* Rows from a dataset of pages and code:
------------------------------------
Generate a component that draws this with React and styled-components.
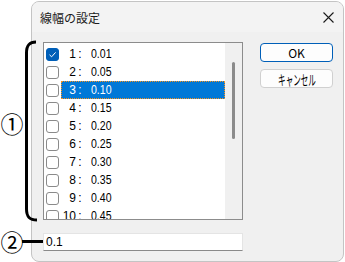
import React from "react";
import styled, { createGlobalStyle } from "styled-components";

const GlobalStyle = createGlobalStyle`
  html, body {
    margin: 0;
    padding: 0;
    background: #ffffff;
  }
  body {
    font-family: "Noto Sans CJK JP", "Liberation Sans", sans-serif;
  }
`;

const Stage = styled.div`
  position: relative;
  width: 345px;
  height: 262px;
  padding: 1px 0 0 31px;
  box-sizing: border-box;
  overflow: hidden;
`;

const Dialog = styled.div`
  width: 313px;
  height: 261px;
  box-sizing: border-box;
  border: 1px solid #c4c4c4;
  border-radius: 8px;
  background: #f0f0f0;
  display: flex;
  flex-direction: column;
  overflow: hidden;
`;

const TitleBar = styled.div`
  height: 30px;
  flex: none;
  display: flex;
  align-items: center;
  justify-content: space-between;
  padding: 0 9px 0 8px;
  background: #f3f3f3;
  font-size: 12px;
  color: #1b1b1b;
`;

const CloseButton = styled.div`
  width: 12px;
  height: 12px;
  display: flex;
  align-items: center;
  justify-content: center;
`;

const Body = styled.div`
  flex: 1;
  display: flex;
  gap: 17px;
  padding: 10px 0 0 11px;
`;

const LeftColumn = styled.div`
  display: flex;
  flex-direction: column;
  gap: 13px;
`;

const ListBox = styled.div`
  width: 200px;
  height: 178px;
  box-sizing: border-box;
  border: 1px solid #8c8c8c;
  background: #ffffff;
  display: flex;
  overflow: hidden;
`;

const Rows = styled.div`
  flex: 1;
  padding-top: 2px;
`;

const Row = styled.div`
  height: 18px;
  display: flex;
  align-items: center;
`;

const Check = styled.div`
  width: 13px;
  height: 13px;
  box-sizing: border-box;
  margin-left: 2px;
  border-radius: 3px;
  border: 1px solid ${(p) => (p.$on ? "#005fb8" : "#8a8a8a")};
  background: ${(p) => (p.$on ? "#005fb8" : "#ffffff")};
  display: flex;
  align-items: center;
  justify-content: center;
`;

const Label = styled.div`
  margin-left: 2px;
  flex: 1;
  height: 18px;
  box-sizing: border-box;
  display: flex;
  align-items: center;
  font-family: "Liberation Sans", sans-serif;
  font-size: 12px;
  color: ${(p) => (p.$sel ? "#ffffff" : "#000000")};
  background: ${(p) => (p.$sel ? "#0078d7" : "transparent")};
  border: 1px dotted ${(p) => (p.$sel ? "#f7931e" : "transparent")};
`;

const Num = styled.span`
  width: 14px;
  text-align: right;
`;

const Colon = styled.span`
  width: 8px;
  text-align: center;
`;

const Value = styled.span`
  margin-left: 7px;
  display: inline-block;
  transform: scaleX(0.88);
  transform-origin: left center;
`;

const ScrollTrack = styled.div`
  width: 17px;
  flex: none;
  background: #f0f0f0;
  display: flex;
  justify-content: center;
  padding-top: 19px;
  box-sizing: border-box;
`;

const Thumb = styled.div`
  width: 3px;
  height: 77px;
  border-radius: 2px;
  background: #8b8b8b;
`;

const TextField = styled.div`
  width: 200px;
  height: 18px;
  box-sizing: border-box;
  background: #ffffff;
  border: 1px solid #e4e4e4;
  border-bottom-color: #8a8a8a;
  padding-left: 2px;
  display: flex;
  align-items: center;
  font-family: "Liberation Sans", sans-serif;
  font-size: 12px;
  color: #000000;
`;

const Buttons = styled.div`
  display: flex;
  flex-direction: column;
  gap: 7px;
  padding-top: 1px;
`;

const Button = styled.div`
  width: 73px;
  height: 19px;
  box-sizing: border-box;
  border-radius: 4px;
  border: 1px solid ${(p) => (p.$primary ? "#005fb8" : "#d0d0d0")};
  background: #fdfdfd;
  display: flex;
  align-items: center;
  justify-content: center;
  font-size: 12px;
  color: #000000;
  overflow: hidden;
`;

const NarrowText = styled.span`
  display: inline-block;
  font-size: 14px;
  white-space: nowrap;
  transform: scaleX(0.54);
`;

const Bracket = styled.svg`
  position: absolute;
  left: 0;
  top: 0;
`;

const Marker = styled.div`
  position: absolute;
  left: 1px;
  top: ${(p) => p.$top}px;
  width: 22px;
  height: 22px;
  display: flex;
  align-items: center;
  justify-content: center;
  font-size: 23px;
  line-height: 1;
  color: #000000;
`;

const Leader = styled.div`
  position: absolute;
  left: 22px;
  top: 240px;
  width: 21px;
  height: 3px;
  background: #000000;
`;

const items = [
  "0.01", "0.05", "0.10", "0.15", "0.20",
  "0.25", "0.30", "0.35", "0.40", "0.45",
];

export default function App() {
  return (
    <>
      <GlobalStyle />
      <Stage>
        <Dialog>
          <TitleBar>
            <span>線幅の設定</span>
            <CloseButton>
              <svg width="11" height="11" viewBox="0 0 11 11">
                <path d="M0.5 0.5 L10.5 10.5 M10.5 0.5 L0.5 10.5" stroke="#1b1b1b" strokeWidth="1.1" />
              </svg>
            </CloseButton>
          </TitleBar>
          <Body>
            <LeftColumn>
              <ListBox>
                <Rows>
                  {items.map((v, i) => (
                    <Row key={v}>
                      <Check $on={i === 0}>
                        {i === 0 && (
                          <svg width="9" height="9" viewBox="0 0 9 9">
                            <path d="M1.5 4.8 L3.6 6.8 L7.6 2.4" fill="none" stroke="#ffffff" strokeWidth="1" />
                          </svg>
                        )}
                      </Check>
                      <Label $sel={i === 2}>
                        <Num>{i + 1}</Num>
                        <Colon>:</Colon>
                        <Value>{v}</Value>
                      </Label>
                    </Row>
                  ))}
                </Rows>
                <ScrollTrack>
                  <Thumb />
                </ScrollTrack>
              </ListBox>
              <TextField>0.1</TextField>
            </LeftColumn>
            <Buttons>
              <Button $primary>OK</Button>
              <Button>
                <NarrowText>キャンセル</NarrowText>
              </Button>
            </Buttons>
          </Body>
        </Dialog>
        <Bracket width="40" height="230" viewBox="0 0 40 230">
          <path
            d="M36 42 C29.5 42 26.5 45 26.5 53 L26.5 209 C26.5 217 29.5 220 37 220"
            fill="none"
            stroke="#000000"
            strokeWidth="3"
          />
        </Bracket>
        <Marker $top={112}>①</Marker>
        <Marker $top={230}>②</Marker>
        <Leader />
      </Stage>
    </>
  );
}
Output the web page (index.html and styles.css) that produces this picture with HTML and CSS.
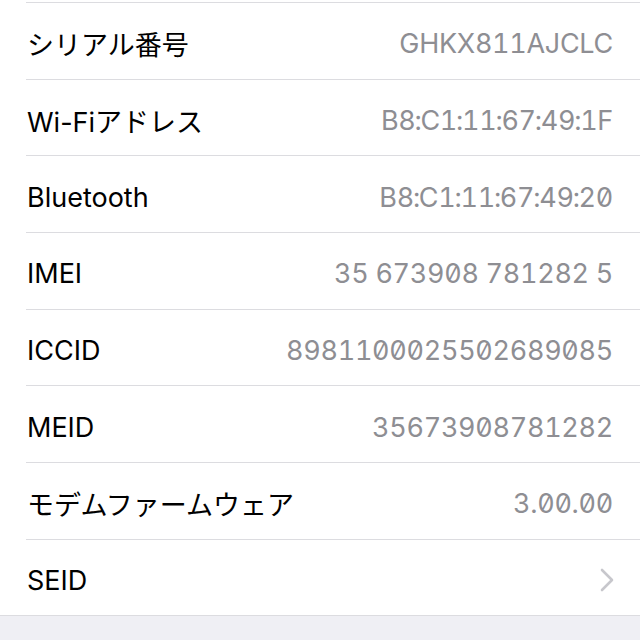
FILE: index.html
```html
<!DOCTYPE html>
<html lang="ja">
<head>
  <meta charset="UTF-8" />
  <meta name="viewport" content="width=device-width, initial-scale=1.0" />
  <title>情報</title>
  <link rel="stylesheet" href="styles.css">
</head>
<body>

<ul class="info-list">
  <li class="info-row">
    <span class="label">シリアル番号</span>
    <span class="value">GHKX811AJCLC</span>
  </li>
  <li class="info-row">
    <span class="label">Wi-Fiアドレス</span>
    <span class="value">B8<i class="colon">:</i>C1<i class="colon">:</i>11<i class="colon">:</i>67<i class="colon">:</i>49<i class="colon">:</i>1F</span>
  </li>
  <li class="info-row">
    <span class="label">Bluetooth</span>
    <span class="value">B8<i class="colon">:</i>C1<i class="colon">:</i>11<i class="colon">:</i>67<i class="colon">:</i>49<i class="colon">:</i>20</span>
  </li>
  <li class="info-row">
    <span class="label">IMEI</span>
    <span class="value">35 673908 781282 5</span>
  </li>
  <li class="info-row">
    <span class="label">ICCID</span>
    <span class="value">8981100025502689085</span>
  </li>
  <li class="info-row">
    <span class="label">MEID</span>
    <span class="value">35673908781282</span>
  </li>
  <li class="info-row">
    <span class="label">モデムファームウェア</span>
    <span class="value">3.00.00</span>
  </li>
  <li class="info-row last">
    <span class="label">SEID</span>
    <svg class="chevron" width="14" height="24" viewBox="0 0 14 24">
      <polyline points="2,2 12,12 2,22" fill="none" stroke="#c7c7cc" stroke-width="2.6" stroke-linecap="round" stroke-linejoin="round" />
    </svg>
  </li>
</ul>

</body>
</html>
```

FILE: styles.css
```css
html, body {
  margin: 0;
  padding: 0;
  background: #efeff4;
}
body {
  font-family: Inter, "Noto Sans CJK JP", sans-serif;
  -webkit-font-smoothing: antialiased;
}
.info-list {
  list-style: none;
  margin: 0;
  padding: 2px 0 0 26px;
  background: #fff;
  border-bottom: 1px solid #dcdce0;
}
.info-row {
  display: flex;
  align-items: center;
  justify-content: space-between;
  box-sizing: border-box;
  height: 76.67px;
  border-top: 1px solid #dcdce0;
  padding: 6px 27px 0 1px;
}
.label {
  font-size: 27px;
  color: #000;
}
.value {
  font-size: 27px;
  color: #8e8e93;
  font-feature-settings: "tnum", "zero";
  letter-spacing: -0.3px;
}
.colon {
  font-style: normal;
  margin: 0 -1px;
}
.chevron {
  display: block;
  margin-right: -1px;
}
```
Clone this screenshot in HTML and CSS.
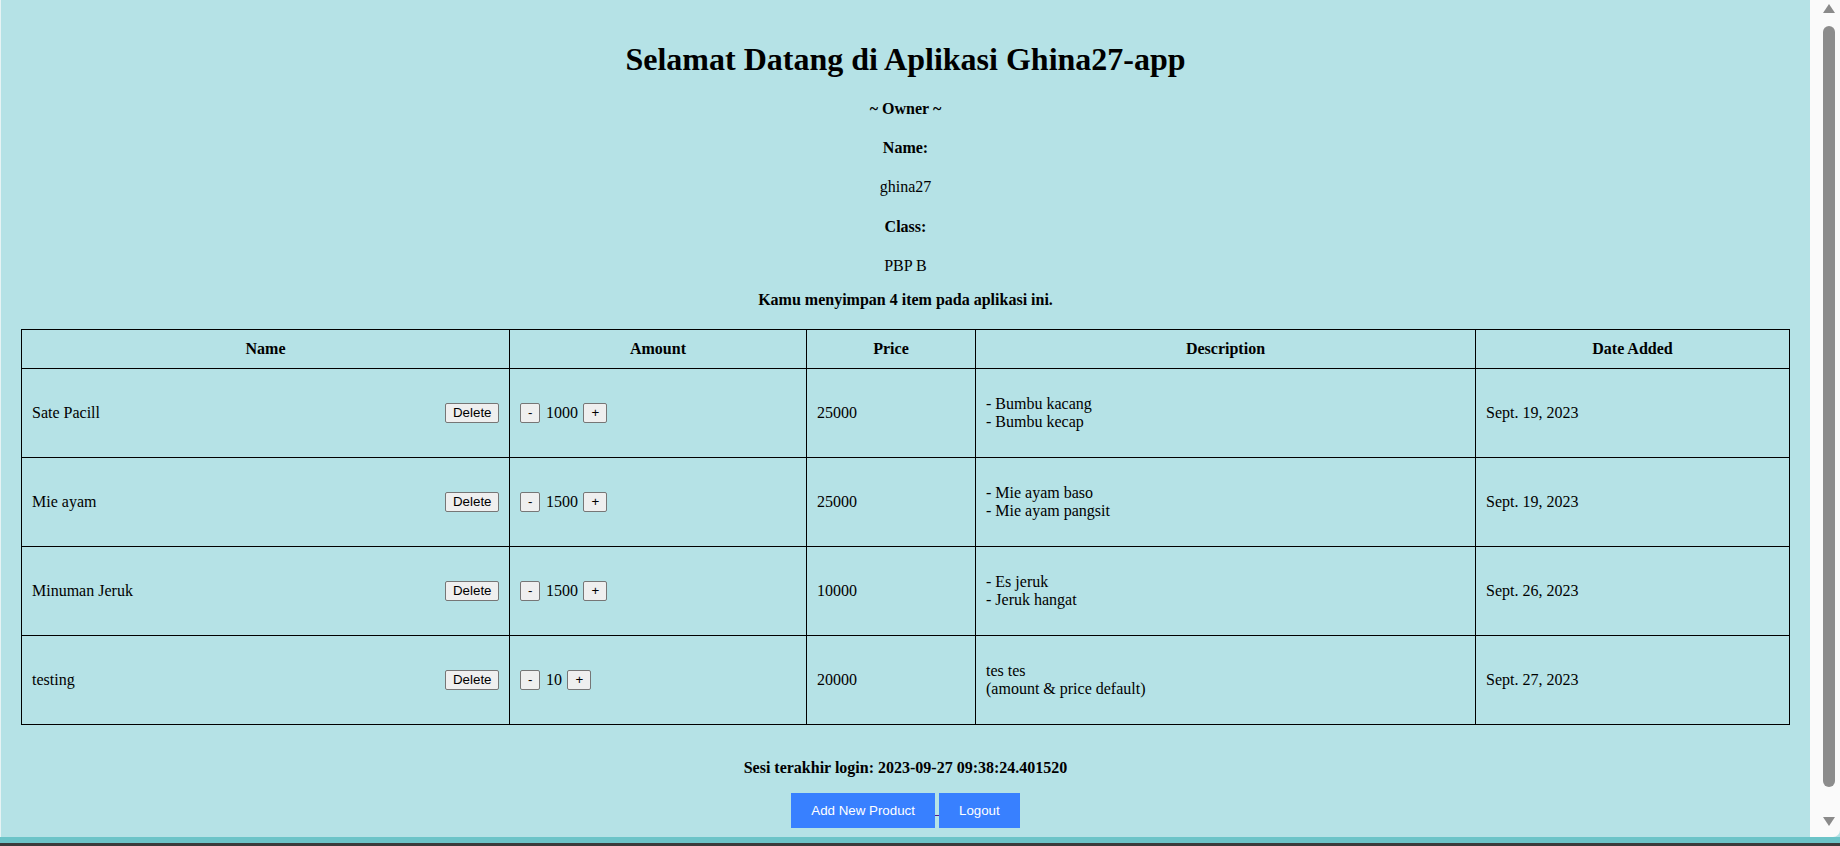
------------------------------------
* What the task requires: In the entries above, find every line holding the word "this" and copy it out.

* Solved problem:
Generate a component that draws this with React and styled-components.
Output the web page (index.html and styles.css) that produces this picture with HTML and CSS.
Clone this screenshot in HTML and CSS.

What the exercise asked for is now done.